Challenge:
Quote word for word the lines below, beginning with the first and ending with the one that has "type Point = [number, number];". Drop the pictures.

=-=-=-=-=

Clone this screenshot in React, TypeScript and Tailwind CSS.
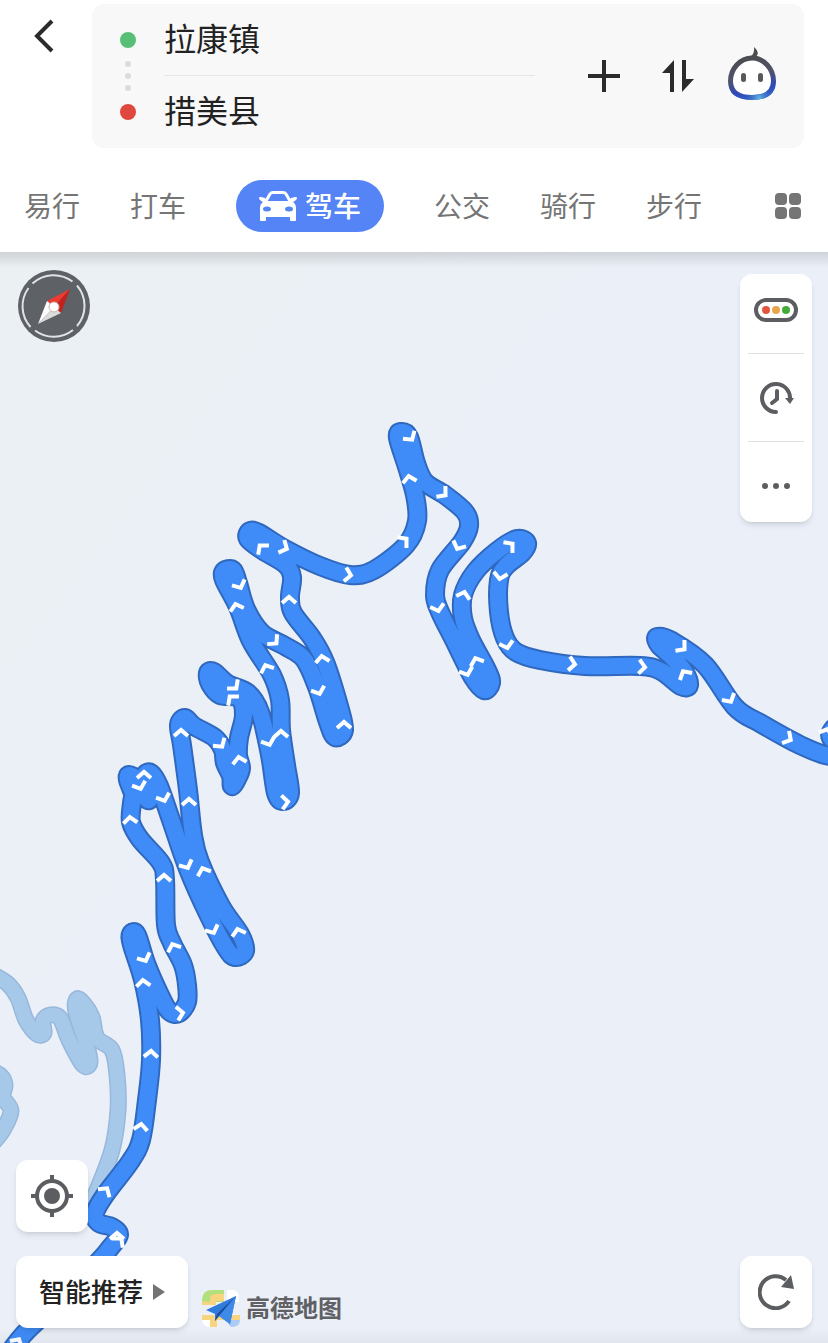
import { ReactNode } from 'react';

type Point = [number, number];

// Main driving route, listed from the south-west end to the east edge
const ROUTE: Point[] = [
  [-2, 1368], [24, 1334], [60, 1300], [98, 1262], [110, 1248], [119, 1235], [112, 1227], [99, 1223], [95, 1213], [105, 1195],
  [130, 1162], [141, 1140], [147, 1100], [151, 1060], [150, 1020], [143, 980], [132, 945], [131, 934], [137, 935],
  [146, 963], [159, 993], [169, 1011], [179, 1013], [187, 1002], [187, 985], [183, 965], [172, 943], [166, 925],
  [165, 880], [161, 863], [140, 839], [131, 822], [132, 803], [133, 794], [128, 780], [129, 775], [137, 780],
  [143, 794], [149, 800], [146, 785], [145, 775], [151, 773], [159, 786], [171, 820], [188, 869], [209, 916], [226, 948],
  [235, 957], [245, 951], [240, 934], [221, 906], [200, 862], [193, 835], [188, 790], [182, 745], [179, 725],
  [185, 718], [194, 726], [215, 738], [223, 750], [225, 763], [231, 776], [232, 786], [237, 779], [241, 768],
  [238, 755], [239, 738], [244, 715], [239, 698], [220, 695], [210, 684], [208, 673], [214, 672], [228, 684],
  [248, 693], [260, 712], [270, 755], [276, 793], [283, 801], [290, 793], [286, 765], [281, 730], [280, 700],
  [272, 675], [251, 641], [238, 607], [224, 580], [224, 571], [233, 570], [238, 583], [246, 609], [262, 633],
  [285, 646], [304, 659], [317, 687], [328, 722], [335, 737], [344, 730], [339, 706], [325, 662], [312, 638],
  [293, 613], [290, 597], [292, 577], [285, 564], [262, 550], [248, 539], [250, 531], [259, 533], [285, 549],
  [320, 566], [350, 575], [374, 570], [406, 545], [417, 521], [415, 495], [407, 467], [398, 438], [401, 432],
  [409, 437], [416, 463], [425, 482], [445, 495], [465, 512], [469, 526], [462, 542], [440, 570], [435, 595],
  [440, 612], [455, 642], [472, 676], [484, 690], [491, 683], [487, 670], [471, 640], [463, 618], [463, 595],
  [475, 572], [497, 551], [517, 539], [527, 543], [522, 553], [506, 566], [499, 580], [499, 612], [505, 638],
  [516, 652], [540, 660], [585, 666], [640, 666], [661, 671], [681, 686], [689, 685], [684, 671], [671, 656],
  [659, 645], [657, 637], [672, 641], [705, 665], [735, 707], [760, 723], [800, 745], [830, 756], [845, 750],
  [831, 738], [833, 729], [844, 722],
];

const SIDE_ROAD: Point[] = [
  [-8, 974], [8, 984], [18, 998], [26, 1020], [37, 1034], [44, 1033], [43, 1021], [50, 1015], [60, 1018], [69, 1040],
  [83, 1065], [90, 1062], [86, 1043], [76, 1012], [77, 999], [84, 1004], [92, 1017], [97, 1038], [112, 1050], [117, 1075],
  [118, 1110], [112, 1150], [95, 1195], [85, 1215],
];

const EDGE_ROAD: Point[] = [[-10, 1070], [1, 1076], [5, 1085], [3, 1097], [11, 1111], [3, 1130], [-8, 1144]];

// x, y and heading in degrees (0 points north)
const ARROWS: [number, number, number][] = [
  [411, 438, 145], [409, 478, -10], [444, 494, 130], [405, 540, 50], [349, 575, 100], [285, 548, 115],
  [261, 547, -40], [240, 586, 155], [236, 606, -15], [289, 599, 0], [275, 642, 135], [322, 658, -8],
  [319, 692, 160], [344, 724, 0], [266, 667, -22], [235, 687, 140], [231, 698, -40], [281, 733, 0],
  [269, 743, 160], [286, 802, 85], [181, 732, 0], [221, 745, 145], [239, 759, -10], [144, 774, 0],
  [140, 787, 160], [164, 799, 160], [189, 801, 0], [130, 819, -5], [164, 877, 0], [187, 866, 155],
  [203, 870, -20], [213, 931, 155], [238, 931, -15], [145, 959, 155], [143, 982, -5], [173, 946, -22],
  [181, 1013, 80], [151, 1053, 3], [141, 1126, 8], [106, 1190, 35], [117, 1235, 0], [120, 1240, 40], [458, 547, 205],
  [464, 594, 15], [438, 609, 165], [511, 545, 50], [500, 577, 190], [476, 660, -20], [467, 673, 160],
  [507, 646, 165], [573, 664, 98], [643, 667, 95], [683, 648, 130], [684, 673, -30], [730, 700, 150],
  [789, 739, 120], [827, 731, 20], [18, 1341, 30],
];

// Catmull-Rom through every point, written as cubic curves
const toPath = (pts: Point[]) => {
  let d = `M${pts[0][0]} ${pts[0][1]}`;
  for (let i = 0; i < pts.length - 1; i++) {
    const p0 = pts[i - 1] ?? pts[i];
    const p1 = pts[i];
    const p2 = pts[i + 1];
    const p3 = pts[i + 2] ?? p2;
    d += `C${p1[0] + (p2[0] - p0[0]) / 6} ${p1[1] + (p2[1] - p0[1]) / 6} ${p2[0] - (p3[0] - p1[0]) / 6} ${p2[1] - (p3[1] - p1[1]) / 6} ${p2[0]} ${p2[1]}`;
  }
  return d;
};

const RouteMap = () => {
  const route = toPath(ROUTE);
  const side = toPath(SIDE_ROAD);
  const edge = toPath(EDGE_ROAD);
  return (
    <svg
      className="absolute inset-0 h-full w-full"
      viewBox="0 252 828 1091"
      preserveAspectRatio="xMidYMid slice"
      fill="none"
      strokeLinecap="round"
      strokeLinejoin="round"
      aria-hidden="true"
    >
      <g stroke="#98b7dc" strokeWidth="17">
        <path d={side} />
        <path d={edge} />
      </g>
      <g stroke="#a7c9e9" strokeWidth="14">
        <path d={side} />
        <path d={edge} />
      </g>
      <path d={route} stroke="#2f68be" strokeWidth="20" />
      <path d={route} stroke="#3f8cf8" strokeWidth="16" />
      <g stroke="#fff" strokeWidth="4" strokeLinecap="butt" strokeLinejoin="miter">
        {ARROWS.map(([x, y, deg]) => (
          <path key={`${x}-${y}`} d="M-7 4L0 -2L7 4" transform={`translate(${x} ${y}) rotate(${deg})`} />
        ))}
      </g>
    </svg>
  );
};

const BackIcon = () => (
  <svg className="h-9 w-6" viewBox="0 0 24 36" fill="none" stroke="#2b2b2b" strokeWidth="4">
    <path d="M21 3L6 18L21 33" />
  </svg>
);

const PlusIcon = () => (
  <svg className="size-8" viewBox="0 0 32 32" stroke="#2b2b2b" strokeWidth="4">
    <path d="M16 0V32M0 16H32" />
  </svg>
);

const SwapIcon = () => (
  <svg className="size-8" viewBox="0 0 32 32" fill="#2b2b2b">
    <path d="M12 0V32H8V13H0ZM20 0H24V19H32L20 32Z" />
  </svg>
);

const AssistantIcon = () => (
  <svg className="h-14 w-12" viewBox="0 0 48 56" fill="none">
    <defs>
      <linearGradient id="face" x1="20" y1="10" x2="30" y2="54" gradientUnits="userSpaceOnUse">
        <stop offset="0" stopColor="#4b4c50" />
        <stop offset=".45" stopColor="#50536a" />
        <stop offset=".75" stopColor="#2f49b8" />
        <stop offset="1" stopColor="#3565c8" />
      </linearGradient>
      <radialGradient id="glow" cx="31" cy="52" r="14" gradientUnits="userSpaceOnUse">
        <stop offset="0" stopColor="#62b4e2" />
        <stop offset="1" stopColor="#3565c8" stopOpacity="0" />
      </radialGradient>
    </defs>
    <path d="M24 12C36 12 45.500 23 45.500 35C45.500 47 37 51.500 24 51.500S2.500 47 2.500 35C2.500 23 12 12 24 12Z" fill="#fff" stroke="url(#face)" strokeWidth="5" />
    <path d="M45.500 35C45.500 47 37 51.500 24 51.500S2.500 47 2.500 35" stroke="url(#glow)" strokeWidth="5" />
    <path d="M26 1Q33 7 27 12L22 11Q27 8 26 1Z" fill="#4b4c50" />
    <path d="M15.500 29.500V33.500M32.500 29.500V33.500" stroke="#58595c" strokeWidth="5" strokeLinecap="round" />
  </svg>
);

const CarIcon = () => (
  <svg className="h-8 w-[38px]" viewBox="0 0 38 32" fill="none">
    <path d="M7 11L11 4Q12 2.500 14 2.500H24Q26 2.500 27 4L31 11" stroke="#fff" strokeWidth="3" />
    <path
      d="M0 8Q0 6.500 2 7L6 8L8 11H30L32 8L36 7Q38 6.500 38 8Q38 10 34 12Q37 14 37 18V30Q37 31 36 31H32Q31 31 31 30V27H7V30Q7 31 6 31H2Q1 31 1 30V18Q1 14 4 12Q0 10 0 8Z"
      fill="#fff"
    />
    <ellipse cx="8" cy="19" rx="4" ry="2.500" fill="#5484f5" />
    <ellipse cx="30" cy="19" rx="4" ry="2.500" fill="#5484f5" />
  </svg>
);

const CompassIcon = () => (
  <svg className="size-[72px]" viewBox="0 0 72 72" fill="none">
    <circle cx="36" cy="36" r="36" fill="#5e6165" />
    <g stroke="#dfe3e6" strokeWidth="2">
      <path d="M14.500 13.500A31 31 0 0 1 54.500 11.500" />
      <path d="M59 15.500A31 31 0 0 1 59 56" />
      <path d="M55 60A31 31 0 0 1 17 60.500" />
      <path d="M12.500 57A31 31 0 0 1 10.500 18" />
    </g>
    <path d="M52 19L29 31L36 37Z" fill="#ef3a32" />
    <path d="M52 19L43 43L36 37Z" fill="#c3221c" />
    <path d="M20 54L29 31L36 37Z" fill="#fff" />
    <path d="M20 54L43 43L36 37Z" fill="#dcdcda" />
    <circle cx="36" cy="37" r="5" fill="#fff" stroke="#c9b3af" />
  </svg>
);

const TrafficIcon = () => (
  <svg className="h-6 w-11" viewBox="0 0 44 24">
    <rect x="2" y="2" width="40" height="20" rx="10" fill="#fff" stroke="#5c5d61" strokeWidth="4" />
    <circle cx="12" cy="12" r="4" fill="#e2543d" />
    <circle cx="22" cy="12" r="4" fill="#e9a648" />
    <circle cx="32" cy="12" r="4" fill="#45ac38" />
  </svg>
);

const DepartIcon = () => (
  <svg className="h-8 w-9" viewBox="0 0 36 32" fill="none" stroke="#5c5d61" strokeWidth="4" strokeLinecap="round">
    <path d="M18 30A14 14 0 1 1 32 17" />
    <path d="M19 9V17L14 21" />
    <path d="M27 16H36L32 22Z" fill="#5c5d61" stroke="none" />
  </svg>
);

const MoreIcon = () => (
  <svg className="h-2 w-7" viewBox="0 0 28 8" fill="#5c5d61">
    <circle cx="3" cy="4" r="3" />
    <circle cx="14" cy="4" r="3" />
    <circle cx="25" cy="4" r="3" />
  </svg>
);

const LocateIcon = () => (
  <svg className="size-[42px]" viewBox="0 0 42 42" fill="none" stroke="#5c5d61" strokeWidth="4">
    <circle cx="21" cy="21" r="15" />
    <circle cx="21" cy="21" r="8" fill="#5c5d61" stroke="none" />
    <path d="M21 0V6M21 36V42M0 21H6M36 21H42" />
  </svg>
);

const RefreshIcon = () => (
  <svg className="size-9" viewBox="0 0 36 36" fill="none">
    <path d="M31 27A16 16 0 1 1 28 6" stroke="#5c5d61" strokeWidth="4" />
    <path d="M33 1L36 15L23 13Z" fill="#5c5d61" />
  </svg>
);

const BrandIcon = () => (
  <svg className="size-[38px]" viewBox="0 0 38 38">
    <path d="M0 9Q1 0 10 0H22V12H0Z" fill="#b1e07c" />
    <path d="M25 0H32Q37 1 37 8V12H25ZM0 28H8V37Q0 37 0 28Z" fill="#fff" />
    <path d="M8 12V9Q8 4 13 4H22V11H14V15H0V11ZM0 25H38V30H15V37H8V30H0Z" fill="#f9d47e" />
    <path d="M26 30H38Q38 37 30 37Q26 36 26 30Z" fill="#adc9f5" />
    <path d="M34 6L4 20L13 24V31L17 26L28 34Z" fill="#317bdc" />
    <path d="M34 6L15 24L13 31L17 26Z" fill="#1a4b9e" />
    <path d="M34 6L17 26L28 34Z" fill="#3f8ae8" />
  </svg>
);

const MapButton = ({ label, children }: { label: string; children: ReactNode }) => (
  <button aria-label={label} className="flex size-[72px] items-center justify-center rounded-xl bg-white shadow-md">
    {children}
  </button>
);

const SearchHeader = () => (
  <div className="flex items-start pt-1 pr-6">
    <button aria-label="返回" className="flex h-16 w-[92px] shrink-0 items-center justify-center pr-1.5">
      <BackIcon />
    </button>
    <div className="flex min-w-0 flex-1 items-center rounded-xl bg-[#f8f8f8] pr-[15px] pl-6">
      <div className="mr-6 flex w-6 shrink-0 flex-col items-center">
        <span className="size-4 rounded-full bg-[#57c076]" />
        <div className="flex h-14 flex-col items-center justify-center gap-1.5">
          <span className="size-1.5 rounded-full bg-[#dcdcdc]" />
          <span className="size-1.5 rounded-full bg-[#dcdcdc]" />
          <span className="size-1.5 rounded-full bg-[#dcdcdc]" />
        </div>
        <span className="size-4 rounded-full bg-[#df483f]" />
      </div>
      <div className="mr-8 min-w-0 flex-1">
        <input
          aria-label="起点"
          defaultValue="拉康镇"
          className="block h-[72px] w-full border-b border-[#e6e6e6] bg-transparent pb-1.5 text-[32px] text-[#222] outline-none"
        />
        <input
          aria-label="终点"
          defaultValue="措美县"
          className="block h-[72px] w-full bg-transparent pb-1.5 text-[32px] text-[#222] outline-none"
        />
      </div>
      <button aria-label="添加途经点" className="flex h-[74px] w-[74px] items-center justify-center">
        <PlusIcon />
      </button>
      <button aria-label="交换起终点" className="flex h-[74px] w-[74px] items-center justify-center">
        <SwapIcon />
      </button>
      <button aria-label="语音助手" className="flex h-[74px] w-[74px] items-center justify-center pb-1">
        <AssistantIcon />
      </button>
    </div>
  </div>
);

const Tab = ({ children }: { children: ReactNode }) => (
  <button className="shrink-0 pb-0.5 text-[28px] leading-10 text-[#757575]">{children}</button>
);

const TravelTabs = () => (
  <nav className="flex items-center gap-[50px] px-6 pt-8 pb-5">
    <Tab>易行</Tab>
    <Tab>打车</Tab>
    <button className="flex h-[52px] w-[148px] shrink-0 items-center justify-center gap-2 rounded-full bg-[#5484f5] text-[28px] leading-10 font-medium text-white">
      <CarIcon />
      <span className="pb-0.5">驾车</span>
    </button>
    <Tab>公交</Tab>
    <Tab>骑行</Tab>
    <Tab>步行</Tab>
    <button aria-label="更多出行方式" className="ml-auto grid shrink-0 grid-cols-2 gap-0.5 pr-[3px]">
      <span className="size-3 rounded-sm bg-[#757575]" />
      <span className="size-3 rounded-sm bg-[#757575]" />
      <span className="size-3 rounded-sm bg-[#757575]" />
      <span className="size-3 rounded-sm bg-[#757575]" />
    </button>
  </nav>
);

const App = () => {
  return (
    <div className="flex min-h-screen flex-col bg-white font-['Noto_Sans_CJK_SC',sans-serif]">
      <header>
        <SearchHeader />
        <TravelTabs />
      </header>

      <main className="relative flex flex-1 flex-col justify-between overflow-hidden bg-linear-to-br from-[#ebf0f3] to-[#ebf0f8] to-40% px-4 pt-[18px] pb-[15px]">
        <RouteMap />
        {/* Edge shading under the header and above the bottom bar */}
        <div className="absolute inset-x-0 top-0 h-4 bg-linear-to-b from-black/12 to-transparent" />
        <div className="absolute inset-x-0 bottom-0 h-4 bg-linear-to-t from-black/4 to-transparent" />

        <div className="relative flex items-start justify-between">
          <button aria-label="指南针" className="ml-0.5">
            <CompassIcon />
          </button>
          <div className="mt-1 flex w-[72px] flex-col rounded-xl bg-white px-2 shadow-md">
            <button aria-label="路况" className="flex h-20 items-center justify-center border-b border-[#e2e2e2] pb-2">
              <TrafficIcon />
            </button>
            <button aria-label="出发时间" className="flex h-[88px] items-center justify-center border-b border-[#e2e2e2]">
              <DepartIcon />
            </button>
            <button aria-label="更多" className="flex h-20 items-center justify-center pt-2">
              <MoreIcon />
            </button>
          </div>
        </div>

        <div className="relative flex flex-col gap-6">
          <MapButton label="定位">
            <LocateIcon />
          </MapButton>
          <div className="flex items-end">
            <button className="flex h-[72px] w-[172px] items-center justify-center gap-2.5 rounded-xl bg-white text-[26px] font-medium text-[#222] shadow-md">
              <span className="pb-1">智能推荐</span>
              <svg className="h-4 w-3" viewBox="0 0 12 16" fill="#737373">
                <path d="M0 0L12 8L0 16Z" />
              </svg>
            </button>
            <div className="ml-3.5 flex items-center gap-1.5">
              <BrandIcon />
              <span className="pb-1 text-2xl font-bold text-[#5f6165]">高德地图</span>
            </div>
            <div className="ml-auto">
              <MapButton label="刷新">
                <RefreshIcon />
              </MapButton>
            </div>
          </div>
        </div>
      </main>
    </div>
  );
};

export default App;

=-=-=-=-=

Result for this exercise:
Clone this screenshot in React, TypeScript and Tailwind CSS.
import { ReactNode } from 'react';

type Point = [number, number];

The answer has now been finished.